It’s thus infuriating when you go out to eat with those same individuals, those friends who are so quick to ask you about your most recent trip, those family members who longingly look at your vacation pictures, and they do the unthinkable: pull out a wad of cash (or a debit card) to pay for their portion of the bill.

(Momentary pause for everyone to shudder at the horror of this picture.)

If this mental image hits too close to home for you, then keep reading. It’s time to save your loved ones from squandering the chance to do what you do. Well, maybe not to the level of carrying 15+ cards in their wallets, but you get the picture.

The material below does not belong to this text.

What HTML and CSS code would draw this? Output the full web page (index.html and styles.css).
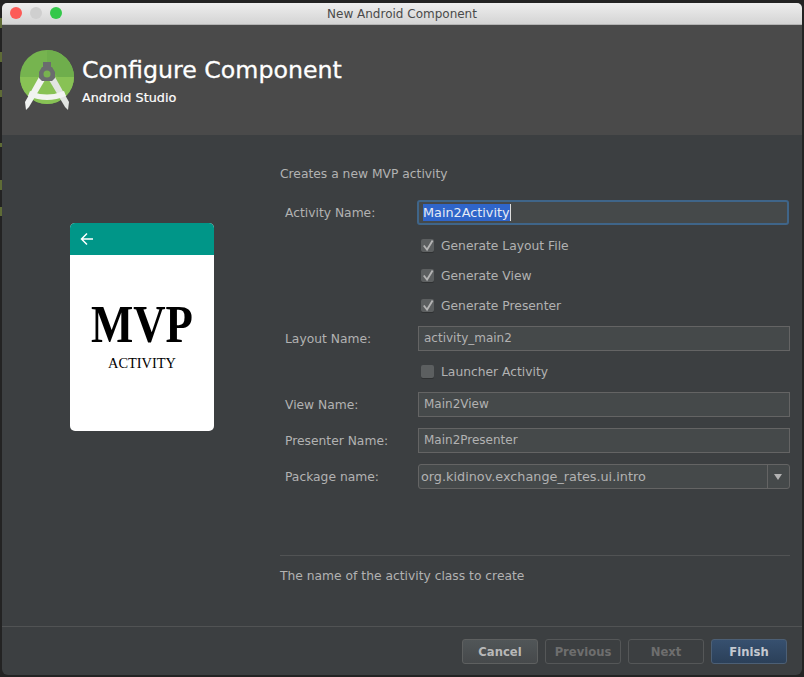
FILE: index.html
```html
<!DOCTYPE html>
<html>
<head>
  <title>New Android Component</title>
  <link rel="stylesheet" href="styles.css">
</head>
<body>
  <div class="window">
    <div class="titlebar">
      <div class="lights">
        <span class="light red"></span>
        <span class="light gray"></span>
        <span class="light green"></span>
      </div>
      <div class="window-title">New Android Component</div>
    </div>

    <div class="header">
      <svg class="logo" width="60" height="64" viewBox="0 0 60 64">
        <circle cx="29" cy="27" r="27" fill="#76b44f"/>
        <path d="M2 27a27 27 0 0 0 54 0z" fill="#88c255"/>
        <path d="M29 0a27 27 0 0 1 27 27H40L29 14z" fill="#6fae4c"/>
        <path d="M21 27l6 3-16 27-3 3-1-8z" fill="#f1f3f1"/>
        <path d="M37 27l-6 3 16 27 3 3 1-8z" fill="#e2e5e2"/>
        <path d="M12 41q17 7 34 0l2 5q-19 8-38 0z" fill="#f1f3f1"/>
        <path d="M25 12h8v5h1l3 5v6l-3 3h-10l-3-3v-6l3-5h1z" fill="#6a6c6e"/>
        <circle cx="29" cy="24" r="3.500" fill="#78b24f"/>
      </svg>
      <div class="header-text">
        <h1>Configure Component</h1>
        <div class="subtitle">Android Studio</div>
      </div>
    </div>

    <div class="content">
      <div class="preview">
        <div class="card">
          <div class="card-bar">
            <svg width="14" height="14" viewBox="0 0 14 14">
              <path d="M13 7H2M7 1.500 1.500 7 7 12.500" fill="none" stroke="#fff" stroke-width="1.500"/>
            </svg>
          </div>
          <div class="card-body">
            <div class="card-big">MVP</div>
            <div class="card-small">ACTIVITY</div>
          </div>
        </div>
      </div>

      <div class="main">
        <p class="intro">Creates a new MVP activity</p>

        <div class="form">
          <label class="label">Activity Name:</label>
          <div class="field focused"><span class="selected">Main2Activity</span></div>

          <div class="check"><span class="box"><svg width="14" height="14" viewBox="0 0 14 14"><path d="M3 6.500 6.500 11 12.500 1" fill="none" stroke="#b4b4b4" stroke-width="2"/></svg></span>Generate Layout File</div>
          <div class="check"><span class="box"><svg width="14" height="14" viewBox="0 0 14 14"><path d="M3 6.500 6.500 11 12.500 1" fill="none" stroke="#b4b4b4" stroke-width="2"/></svg></span>Generate View</div>
          <div class="check"><span class="box"><svg width="14" height="14" viewBox="0 0 14 14"><path d="M3 6.500 6.500 11 12.500 1" fill="none" stroke="#b4b4b4" stroke-width="2"/></svg></span>Generate Presenter</div>

          <label class="label">Layout Name:</label>
          <div class="field">activity_main2</div>

          <div class="check"><span class="box"></span>Launcher Activity</div>

          <label class="label">View Name:</label>
          <div class="field">Main2View</div>

          <label class="label">Presenter Name:</label>
          <div class="field">Main2Presenter</div>

          <label class="label">Package name:</label>
          <div class="combo">
            <span class="combo-text">org.kidinov.exchange_rates.ui.intro</span>
            <span class="combo-arrow"></span>
          </div>
        </div>

        <div class="help">The name of the activity class to create</div>
      </div>
    </div>

    <div class="footer">
      <button class="btn cancel">Cancel</button>
      <button class="btn off">Previous</button>
      <button class="btn off">Next</button>
      <button class="btn finish">Finish</button>
    </div>
  </div>
</body>
</html>
```

FILE: styles.css
```css
html, body {
  margin: 0;
  padding: 0;
  height: 677px;
  overflow: hidden;
  font-family: "DejaVu Sans", sans-serif;
  font-size: 12.3px;
  color: #b2b2b2;
}

/* editor behind the dialog: only the olive code marks show on the left edge */
body {
  background-color: #232323;
  background-image:
    linear-gradient(#5f6c36, #5f6c36),
    linear-gradient(#5f6c36, #5f6c36),
    linear-gradient(#5f6c36, #5f6c36),
    linear-gradient(#5f6c36, #5f6c36),
    linear-gradient(#5f6c36, #5f6c36),
    linear-gradient(#5f6c36, #5f6c36);
  background-repeat: no-repeat;
  background-position: 0 18px, 0 52px, 0 90px, 0 143px, 0 180px, 0 207px;
  background-size: 2px 10px, 2px 10px, 2px 7px, 2px 4px, 2px 10px, 2px 9px;
}

.window {
  margin: 3px 2px 0 2px;
  width: 800px;
  height: 672px;
  display: flex;
  flex-direction: column;
  background-color: #3c3f41;
  border-radius: 5px 5px 6px 6px;
  overflow: hidden;
}

.titlebar {
  position: relative;
  height: 21px;
  flex: none;
  display: flex;
  align-items: center;
  justify-content: center;
  background: linear-gradient(#eeeeee, #d4d4d4);
  border-bottom: 1px solid #b4b4b4;
}

.lights {
  position: absolute;
  left: 8px;
  top: 4px;
  display: flex;
  gap: 8px;
}

.light {
  width: 12px;
  height: 12px;
  border-radius: 50%;
}

.red { background-color: #fc5b57; }
.gray { background-color: #cfcfcf; }
.green { background-color: #34c84a; }

.window-title {
  font-size: 12px;
  color: #4a4a4a;
}

.header {
  height: 110px;
  flex: none;
  display: flex;
  background-color: #4a4a4a;
  padding-left: 16px;
  box-sizing: border-box;
}

.logo {
  margin-top: 25px;
}

.header-text {
  margin-left: 4px;
  color: #ffffff;
}

.header-text h1 {
  margin: 28px 0 0 0;
  font-size: 23.7px;
  font-weight: normal;
  line-height: 34px;
  -webkit-text-stroke: 0.3px #ffffff;
}

.subtitle {
  font-size: 12.8px;
  line-height: 18px;
  margin-top: 2px;
  -webkit-text-stroke: 0.2px #ffffff;
}

.content {
  flex: 1;
  display: flex;
  min-height: 0;
}

.preview {
  width: 278px;
  flex: none;
  padding: 88px 0 0 68px;
  box-sizing: border-box;
}

.card {
  width: 144px;
  height: 208px;
  background-color: #ffffff;
  border-radius: 5px;
  overflow: hidden;
}

.card-bar {
  height: 32px;
  background-color: #009688;
  display: flex;
  align-items: center;
  padding-left: 10px;
}

.card-big {
  margin-top: 41px;
  text-align: center;
  font-family: "Liberation Serif", serif;
  font-weight: bold;
  font-size: 53px;
  line-height: 56px;
  color: #000000;
  transform: scaleX(0.845);
}

.card-small {
  margin-top: 2px;
  text-align: center;
  font-family: "Liberation Serif", serif;
  font-size: 14.4px;
  line-height: 18px;
  color: #000000;
}

.main {
  width: 510px;
  flex: none;
  display: flex;
  flex-direction: column;
}

.intro {
  margin: 31px 0 0 0;
  line-height: 16px;
}

.form {
  margin-top: 18px;
  display: grid;
  grid-template-columns: 138px 372px;
  row-gap: 11px;
  align-items: center;
}

.label {
  padding-left: 5px;
}

.field {
  height: 25px;
  line-height: 23px;
  box-sizing: border-box;
  padding-left: 5px;
  background-color: #45494a;
  border: 1px solid #646464;
  font-size: 12px;
}

.field.focused {
  border: 2px solid #3f6589;
  border-radius: 3px;
  line-height: 21px;
  padding-left: 4px;
  margin-left: -1px;
  margin-right: 1px;
  font-size: 12.8px;
}

.selected {
  display: inline-block;
  background-color: #2f65ca;
  color: #e6ebf5;
  border-right: 1px solid #dddddd;
  line-height: 17px;
}

.check {
  grid-column: 2;
  display: flex;
  align-items: center;
  height: 19px;
  margin-left: 3px;
}

.box {
  width: 13px;
  height: 13px;
  margin-right: 7px;
  background-color: #5c5f60;
  border-radius: 2px;
  box-shadow: 0 1px 0 #2f3132;
  display: flex;
  align-items: center;
  justify-content: center;
}

.combo {
  height: 25px;
  display: flex;
  align-items: center;
  box-sizing: border-box;
  background-color: #45494a;
  border: 1px solid #646464;
  border-radius: 3px;
  font-size: 12.8px;
}

.combo-text {
  flex: 1;
  padding-left: 2px;
}

.combo-arrow {
  width: 21px;
  height: 23px;
  border-left: 1px solid #646464;
  position: relative;
}

.combo-arrow::after {
  content: "";
  position: absolute;
  left: 6px;
  top: 9px;
  border-left: 4px solid transparent;
  border-right: 4px solid transparent;
  border-top: 6px solid #b2b2b2;
}

.help {
  margin-top: 66px;
  border-top: 1px solid #515354;
  padding-top: 12px;
  line-height: 16px;
}

.footer {
  height: 49px;
  flex: none;
  border-top: 1px solid #515354;
  display: flex;
  justify-content: flex-end;
  gap: 7px;
  padding: 12px 15px 0 0;
  box-sizing: border-box;
}

.btn {
  width: 76px;
  height: 25px;
  box-sizing: border-box;
  border: 1px solid #5e6060;
  border-radius: 3px;
  background: none;
  font-family: "DejaVu Sans", sans-serif;
  font-size: 11.6px;
  font-weight: bold;
  padding: 0;
}

.cancel {
  background: linear-gradient(#515658, #46494b);
  color: #b8b8b8;
}

.off {
  color: #6e6e6e;
  border-color: #555758;
}

.finish {
  background: linear-gradient(#37506f, #2b4059);
  border-color: #4c5f75;
  color: #c4c9d0;
}
```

TPG readers…your mission, should you choose to accept it, is as follows:

  1. Find at least one friend or family member in desperate need of help in this matter. The ideal subject is one who uses such phrases as, “Cash is king” or “My debit card is easier” or “I don’t travel enough to make opening a travel rewards credit card worthwhile.” These individuals need an intervention, and you’re perfectly suited to do so. (If you need help making the case, share my article on how much someone throws away in just a year by not using a credit card.)
  2. Have him/her/them open a single new travel rewards credit card. While there’s no single best card for everyone, there are several options that make great starter cards for those just getting into the business of earning points and miles. Have your loved one(s) select one of these cards to open and start using regularly, keeping in mind my Ten Commandments for Travel Rewards Credit Cards.
  3. Come back to share your success stories. Once these individuals have earned a sign-up bonus, have been weaned off paying with cash or their debit cards and have realized how simple (and lucrative) it is to use a travel rewards credit card, come back and tell us how you did it. You can either email your success story directly to me ( or visit the TPG Lounge on Facebook and post your story using the #pointsintervention. We’ll feature several of these stories in an upcoming article later this year.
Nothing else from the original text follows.